** START Collected material **
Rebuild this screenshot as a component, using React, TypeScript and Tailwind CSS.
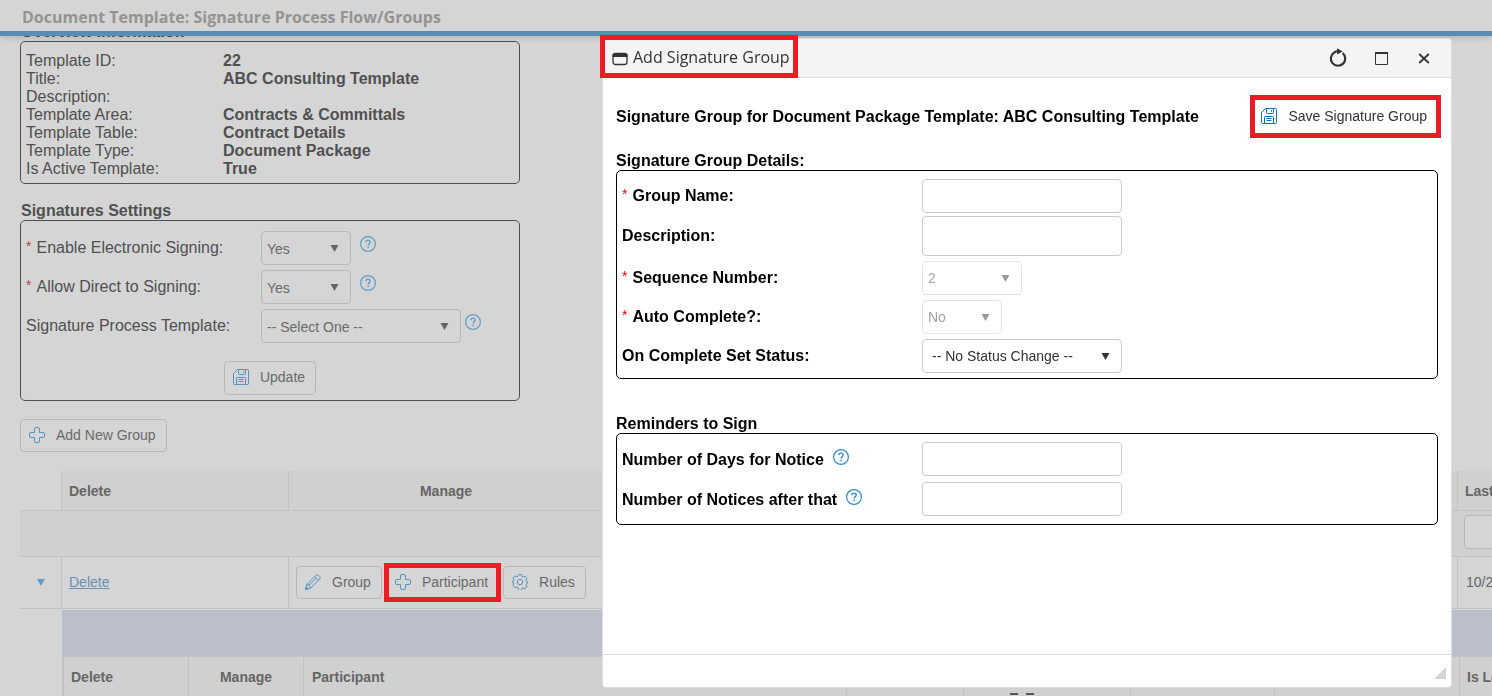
import React from 'react';

type IconProps = { className?: string };

const SaveIcon: React.FC<IconProps> = ({ className = 'text-[#0d72b9]' }) => (
  <svg viewBox="0 0 16 16" className={`size-4 shrink-0 ${className}`} fill="none" stroke="currentColor" aria-hidden="true">
    <path d="M4.5.5h10a1 1 0 0 1 1 1v13a1 1 0 0 1-1 1h-13a1 1 0 0 1-1-1v-10z" />
    <path d="M5.500.5v4.200c0 .5.3.8.8.8h5.400c.5 0 .8-.3.8-.8V.5M10.500 2v1.800M3.500 15.500v-6.200c0-.5.3-.8.8-.8h7.400c.5 0 .8.3.8.8v6.200M5.500 10.500h5M5.500 12.500h5" />
  </svg>
);

const PlusIcon = () => (
  <svg viewBox="0 0 16 16" className="size-4 shrink-0 text-[#5793bf]" fill="none" stroke="currentColor" aria-hidden="true">
    <path d="M5.500 5.500V2a1.500 1.500 0 0 1 1.500-1.500h2A1.500 1.500 0 0 1 10.500 2v3.500H14A1.500 1.500 0 0 1 15.500 7v2a1.500 1.500 0 0 1-1.500 1.500h-3.500V14A1.500 1.500 0 0 1 9 15.500H7A1.500 1.500 0 0 1 5.500 14v-3.500H2A1.500 1.500 0 0 1 .5 9V7A1.500 1.500 0 0 1 2 5.500z" />
  </svg>
);

const PencilIcon = () => (
  <svg viewBox="0 0 16 16" className="size-4 shrink-0 text-[#5793bf]" fill="none" stroke="currentColor" aria-hidden="true">
    <path d="M.6 15.400l1.300-5L10.900 1.400a2 2 0 0 1 2.800 0l.9.9a2 2 0 0 1 0 2.800L5.600 14.100zM1.900 10.400c1.900.2 3.500 1.800 3.700 3.700M9.700 2.600l3.700 3.700M3.800 11.500l7.600-7.600" />
    <path d="M.6 15.400l.7-2.500 1.800 1.800z" fill="currentColor" />
  </svg>
);

const GearIcon = () => (
  <svg viewBox="0 0 16 16" className="size-4 shrink-0 text-[#5793bf]" fill="none" stroke="currentColor" strokeLinejoin="round" aria-hidden="true">
    <circle cx="8" cy="8" r="2.700" />
    <path d="M6.500.6h3l.5 1.900 1.200.6 1.800-.9 2 2.200-1 1.700.3 1 1.200.6v1.600l-1.200.6-.3 1 1 1.700-2 2.200-1.800-.9-1.200.6-.5 1.900h-3L6 13.500l-1.200-.6-1.800.9-2-2.200 1-1.700-.3-1L.5 8.800V7.200l1.200-.5.3-1-1-1.700 2-2.200 1.800.9L6 2.500z" />
  </svg>
);

const HelpIcon: React.FC<IconProps> = ({ className }) => (
  <svg viewBox="0 0 16 16" className={`size-4 shrink-0 ${className}`} fill="none" stroke="currentColor" aria-hidden="true">
    <circle cx="8" cy="8" r="7.400" strokeWidth="1.200" />
    <path d="M5.900 6.200c0-1.300.9-2.100 2.100-2.100s2.200.8 2.200 2c0 1.500-2 1.600-2 3.300" strokeWidth="1.400" />
    <circle cx="8.200" cy="11.400" r=".6" fill="currentColor" strokeWidth=".6" />
  </svg>
);

const looks = {
  dimmed: { box: 'border-[#b9b9b9] pt-0.5 pl-[5px] text-[#6a6a6a]', arrow: 'text-[#656565]' },
  disabled: { box: 'border-[#e4e4e4] pl-[5px] font-normal text-[#a3a3a3]', arrow: 'text-[#999]' },
  active: { box: 'border-[#ccc] pl-[9px] font-normal text-[#333]', arrow: 'text-[#333]' }
};

interface SelectFieldProps {
  id: string;
  value: string;
  width: string;
  look: keyof typeof looks;
}

const SelectField: React.FC<SelectFieldProps> = ({ id, value, width, look }) => (
  <div className={`relative ${width}`}>
    <select id={id} disabled={look === 'disabled'} className={`h-[34px] w-full appearance-none rounded border bg-transparent pr-6 text-sm opacity-100 ${looks[look].box}`}>
      <option>{value}</option>
    </select>
    <svg viewBox="0 0 9 7" className={`pointer-events-none absolute top-3.5 right-3 h-[7px] w-[9px] ${looks[look].arrow}`} aria-hidden="true">
      <path d="M.5 0h8l-4 7z" fill="currentColor" />
    </svg>
  </div>
);

const Required: React.FC<IconProps> = ({ className = 'text-[#f00000]' }) => (
  <span className={`mr-[5px] align-[2px] text-sm leading-none font-normal ${className}`}>*</span>
);

const toolButton = 'flex items-center gap-[11px] border border-[#b9b9b9] pr-2.5 pb-0.5 pl-2 text-sm text-[#6a6a6a]';

const overview = [
  { label: 'Template ID:', value: '22' },
  { label: 'Title:', value: 'ABC Consulting Template' },
  { label: 'Description:', value: '' },
  { label: 'Template Area:', value: 'Contracts & Committals' },
  { label: 'Template Table:', value: 'Contract Details' },
  { label: 'Template Type:', value: 'Document Package' },
  { label: 'Is Active Template:', value: 'True' }
];

const settings = [
  { id: 'esign', label: 'Enable Electronic Signing:', value: 'Yes', required: true, width: 'w-[90px]', gap: 'gap-[9px]' },
  { id: 'direct', label: 'Allow Direct to Signing:', value: 'Yes', required: true, width: 'w-[90px]', gap: 'gap-[9px]' },
  { id: 'process', label: 'Signature Process Template:', value: '-- Select One --', required: false, width: 'w-[200px]', gap: 'gap-1' }
];

const TemplatePage = () => (
  <main className="-mt-[13px] text-[#505050]">
    <div className="ml-5 w-[500px]">
      <h2 className="pl-px leading-[18px] font-bold">Overview Information</h2>
      <dl className="rounded-[5px] border border-[#505050] pt-2.5 pr-2 pb-[5px] pl-[5px] leading-[18px]">
        {overview.map(row => (
          <div key={row.label} className="flex h-[18px]">
            <dt className="w-[197px]">{row.label}</dt>
            <dd className="font-bold">{row.value}</dd>
          </div>
        ))}
      </dl>

      <h2 className="mt-[18px] pl-px leading-[18px] font-bold">Signatures Settings</h2>
      <form className="flex flex-col gap-[5px] rounded-[5px] border border-[#505050] px-[5px] pt-2.5 pb-[5px]">
        {settings.map(row => (
          <div key={row.id} className="flex h-[34px] items-center">
            <label htmlFor={row.id} className="w-[235px]">
              {row.required && <Required className="text-[#b04848]" />}
              {row.label}
            </label>
            <div className={`flex ${row.gap}`}>
              <SelectField id={row.id} value={row.value} width={row.width} look="dimmed" />
              <HelpIcon className="mt-[5px] text-[#639cc6]" />
            </div>
          </div>
        ))}
        <button type="button" className={`${toolButton} mt-[13px] h-[34px] self-center rounded`}>
          <SaveIcon className="text-[#5793bf]" />
          Update
        </button>
      </form>

      <button type="button" className={`${toolButton} mt-[18px] h-[33px] rounded`}>
        <PlusIcon />
        Add New Group
      </button>
    </div>

    <div className="mt-[19px] pl-5">
      <table className="w-full table-fixed border-separate border-spacing-0 text-left text-sm text-[#666]">
        <colgroup>
          <col className="w-[41px]" />
          <col className="w-[227px]" />
          <col className="w-[315px]" />
          <col />
          <col className="w-[35px]" />
        </colgroup>
        <thead>
          <tr className="h-10 bg-[#d0d0d0]">
            <th className="border-b border-[#c2c2c2] bg-[#d5d5d5]" />
            <th className="border-b border-l border-[#c2c2c2] pl-[7px]">Delete</th>
            <th className="border-b border-l border-[#c2c2c2] text-center">Manage</th>
            <th className="border-b border-l border-[#c2c2c2]" />
            <th className="overflow-hidden border-b border-l border-[#c2c2c2] pl-[7px] whitespace-nowrap">Last</th>
          </tr>
          <tr className="h-[46px] bg-[#d0d0d0]">
            <td colSpan={4} className="border-b border-[#c2c2c2]" />
            <td className="overflow-hidden border-b border-[#c2c2c2] pb-[3px] pl-[7px]">
              <input aria-label="Filter" className="block h-[34px] w-[120px] rounded border border-[#b9b9b9] bg-[#d5d5d5]" />
            </td>
          </tr>
        </thead>
        <tbody>
          <tr className="h-[52px]">
            <td className="border-b border-[#c2c2c2]">
              <button type="button" aria-label="Collapse" className="ml-[17px] block">
                <svg viewBox="0 0 8 7" className="h-[7px] w-2 text-[#639cc6]" aria-hidden="true">
                  <path d="M0 0h8L4 7z" fill="currentColor" />
                </svg>
              </button>
            </td>
            <td className="border-b border-l border-[#c2c2c2] pb-0.5 pl-[7px]">
              <a href="#delete" className="text-[#6c8fb5] underline">Delete</a>
            </td>
            <td className="border-b border-l border-[#c2c2c2] pl-[7px]">
              <div className="flex items-center gap-1">
                <button type="button" className={`${toolButton} h-[33px] rounded`}>
                  <PencilIcon />
                  Group
                </button>
                <button type="button" className={`${toolButton} h-[35px] outline-[5px] -outline-offset-3 outline-[#ed1c24]`}>
                  <PlusIcon />
                  Participant
                </button>
                <button type="button" className={`${toolButton} h-[33px] rounded`}>
                  <GearIcon />
                  Rules
                </button>
              </div>
            </td>
            <td className="border-b border-l border-[#c2c2c2]" />
            <td className="overflow-hidden border-b border-l border-[#c2c2c2] pb-0.5 pl-2 whitespace-nowrap">10/2</td>
          </tr>
        </tbody>
      </table>

      {/* Participants of the expanded group */}
      <div className="mt-px ml-[42px]">
        <div className="h-[46px] bg-[#bcbfc9]" />
        <table className="w-full table-fixed border-separate border-spacing-0 border-t border-l-2 border-[#c2c2c2] bg-[#d0d0d0] text-left text-sm text-[#666]">
          <colgroup>
            <col className="w-[124px]" />
            <col className="w-[115px]" />
            <col />
            <col className="w-[117px]" />
            <col className="w-[167px]" />
            <col className="w-[144px]" />
            <col className="w-[185px]" />
            <col className="w-[33px]" />
          </colgroup>
          <thead>
            <tr className="h-10">
              <th className="pl-[7px]">Delete</th>
              <th className="border-l border-[#c2c2c2] text-center">Manage</th>
              <th className="border-l border-[#c2c2c2] pl-2">Participant</th>
              <th className="border-l border-[#c2c2c2]" />
              <th className="border-l border-[#c2c2c2] pl-[46px] align-bottom">
                <svg viewBox="0 0 24 4" className="h-1 w-6 text-[#555]" aria-hidden="true">
                  <path d="M0 0h8v2H0zM16 0h8v2h-8z" fill="currentColor" />
                </svg>
              </th>
              <th className="border-l border-[#c2c2c2]" />
              <th className="border-l border-[#c2c2c2]" />
              <th className="overflow-hidden border-l border-[#c2c2c2] pl-[7px] whitespace-nowrap">Is Lo</th>
            </tr>
          </thead>
        </table>
      </div>
    </div>
  </main>
);

const textBox = 'block w-[200px] rounded border border-[#ccc] bg-white px-2 text-sm';

const GroupDialog = () => (
  <section role="dialog" aria-labelledby="dialog-title" className="fixed top-[38px] right-10 bottom-2 left-[602px] z-20 flex flex-col rounded border border-[#dcdcdc] bg-white text-black">
    <header className="flex h-[39px] items-center justify-between rounded-t border-b border-[#dcdcdc] bg-[#f4f4f4]">
      <h1 id="dialog-title" className="mb-[3px] -ml-[3px] flex h-[43px] items-center gap-[5px] border-[5px] border-[#ed1c24] pr-[3px] pl-[7px] font-['Open_Sans',sans-serif] text-base text-[#333]">
        <svg viewBox="0 0 16 14" className="mt-1 h-3.5 w-4" aria-hidden="true">
          <rect x="1" y="1.500" width="14" height="11" rx="2.500" fill="none" stroke="currentColor" strokeWidth="1.300" />
          <path d="M.5 5V3.500A2.500 2.500 0 0 1 3 1h10a2.500 2.500 0 0 1 2.500 2.500V5z" fill="currentColor" />
        </svg>
        Add Signature Group
      </h1>
      <div className="flex items-center gap-7 pr-5 text-[#333]">
        <button type="button" aria-label="Refresh">
          <svg viewBox="0 0 18 20" className="h-5 w-[18px]" fill="none" aria-hidden="true">
            <path d="M13.600 5a7.200 7.200 0 1 1-8.600-.4 7 7 0 0 1 4-1.400" stroke="currentColor" strokeWidth="2.200" />
            <path d="M8.200.3v6.200l5.400-3.100z" fill="currentColor" />
          </svg>
        </button>
        <button type="button" aria-label="Maximize">
          <svg viewBox="0 0 14 14" className="size-3.5" fill="none" stroke="currentColor" aria-hidden="true">
            <path d="M.5 2v11.500h12V2" />
            <path d="M0 2h13" strokeWidth="2" />
          </svg>
        </button>
        <button type="button" aria-label="Close">
          <svg viewBox="0 0 14 14" className="size-3.5" fill="none" stroke="currentColor" strokeWidth="1.800" aria-hidden="true">
            <path d="M2.200 3l9.600 9M11.800 3l-9.600 9" />
          </svg>
        </button>
      </div>
    </header>

    <div className="flex-1 px-[13px] pt-[22px]">
      <div className="flex items-center justify-between pr-0.5">
        <h2 className="font-bold">Signature Group for Document Package Template: ABC Consulting Template</h2>
        <button type="button" className="flex h-[33px] items-center gap-[11px] pr-[9px] pb-0.5 pl-1.5 text-sm text-[#333] outline-[5px] outline-[#ed1c24]">
          <SaveIcon />
          Save Signature Group
        </button>
      </div>

      <h3 className="mt-[18px] leading-[19px] font-bold">Signature Group Details:</h3>
      <div className="grid grid-cols-[300px_1fr] items-center gap-y-[5px] rounded-[5px] border border-black pt-2 pb-[5px] pl-[5px] font-bold">
        <label htmlFor="name"><Required />Group Name:</label>
        <input id="name" type="text" className={`${textBox} h-[34px]`} />
        <label htmlFor="desc" className="mb-0.5">Description:</label>
        <textarea id="desc" className={`${textBox} -mt-0.5 h-10 resize-none`} />
        <label htmlFor="seq"><Required />Sequence Number:</label>
        <SelectField id="seq" value="2" width="w-[100px]" look="disabled" />
        <label htmlFor="auto"><Required />Auto Complete?:</label>
        <SelectField id="auto" value="No" width="w-20" look="disabled" />
        <label htmlFor="status">On Complete Set Status:</label>
        <SelectField id="status" value="-- No Status Change --" width="w-[200px]" look="active" />
      </div>

      <h3 className="mt-[35px] leading-[19px] font-bold">Reminders to Sign</h3>
      <div className="grid grid-cols-[300px_1fr] items-center gap-y-1.5 rounded-[5px] border border-black py-2 pl-[5px] font-bold">
        <label htmlFor="days" className="flex items-center gap-[9px] pt-0.5">Number of Days for Notice <HelpIcon className="mb-1.5 text-[#2e8bd0]" /></label>
        <input id="days" type="text" className={`${textBox} h-[34px]`} />
        <label htmlFor="notices" className="flex items-center gap-[9px] pt-0.5">Number of Notices after that <HelpIcon className="mb-1.5 text-[#2e8bd0]" /></label>
        <input id="notices" type="text" className={`${textBox} h-[34px]`} />
      </div>
    </div>

    <footer className="flex h-[33px] items-end justify-end border-t border-[#dcdcdc] pr-[5px] pb-2">
      <svg viewBox="0 0 12 12" className="size-3 text-[#d5d5d5]" aria-hidden="true">
        <path d="M12 0v12H0z" fill="currentColor" />
      </svg>
    </footer>
  </section>
);

const App: React.FC = () => (
  <div className="h-screen overflow-hidden bg-[#d5d5d5] font-['Liberation_Sans',Arial,sans-serif] text-base">
    <header className="relative z-10 flex h-9 items-center border-b-[5px] border-[#558fb6] bg-[#d5d5d5] pt-0.5 pl-[22px] shadow-md">
      <span className="font-['Open_Sans',sans-serif] text-base font-bold text-[#939393]">Document Template: Signature Process Flow/Groups</span>
    </header>
    <TemplatePage />
    <GroupDialog />
  </div>
);

export default App;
** END Collected material **
— Problem details —
All lines of the data above that include the word "React" must be shown.

— The answer —
Rebuild this screenshot as a component, using React, TypeScript and Tailwind CSS.
import React from 'react';
const SaveIcon: React.FC<IconProps> = ({ className = 'text-[#0d72b9]' }) => (
const HelpIcon: React.FC<IconProps> = ({ className }) => (
const SelectField: React.FC<SelectFieldProps> = ({ id, value, width, look }) => (
const Required: React.FC<IconProps> = ({ className = 'text-[#f00000]' }) => (
const App: React.FC = () => (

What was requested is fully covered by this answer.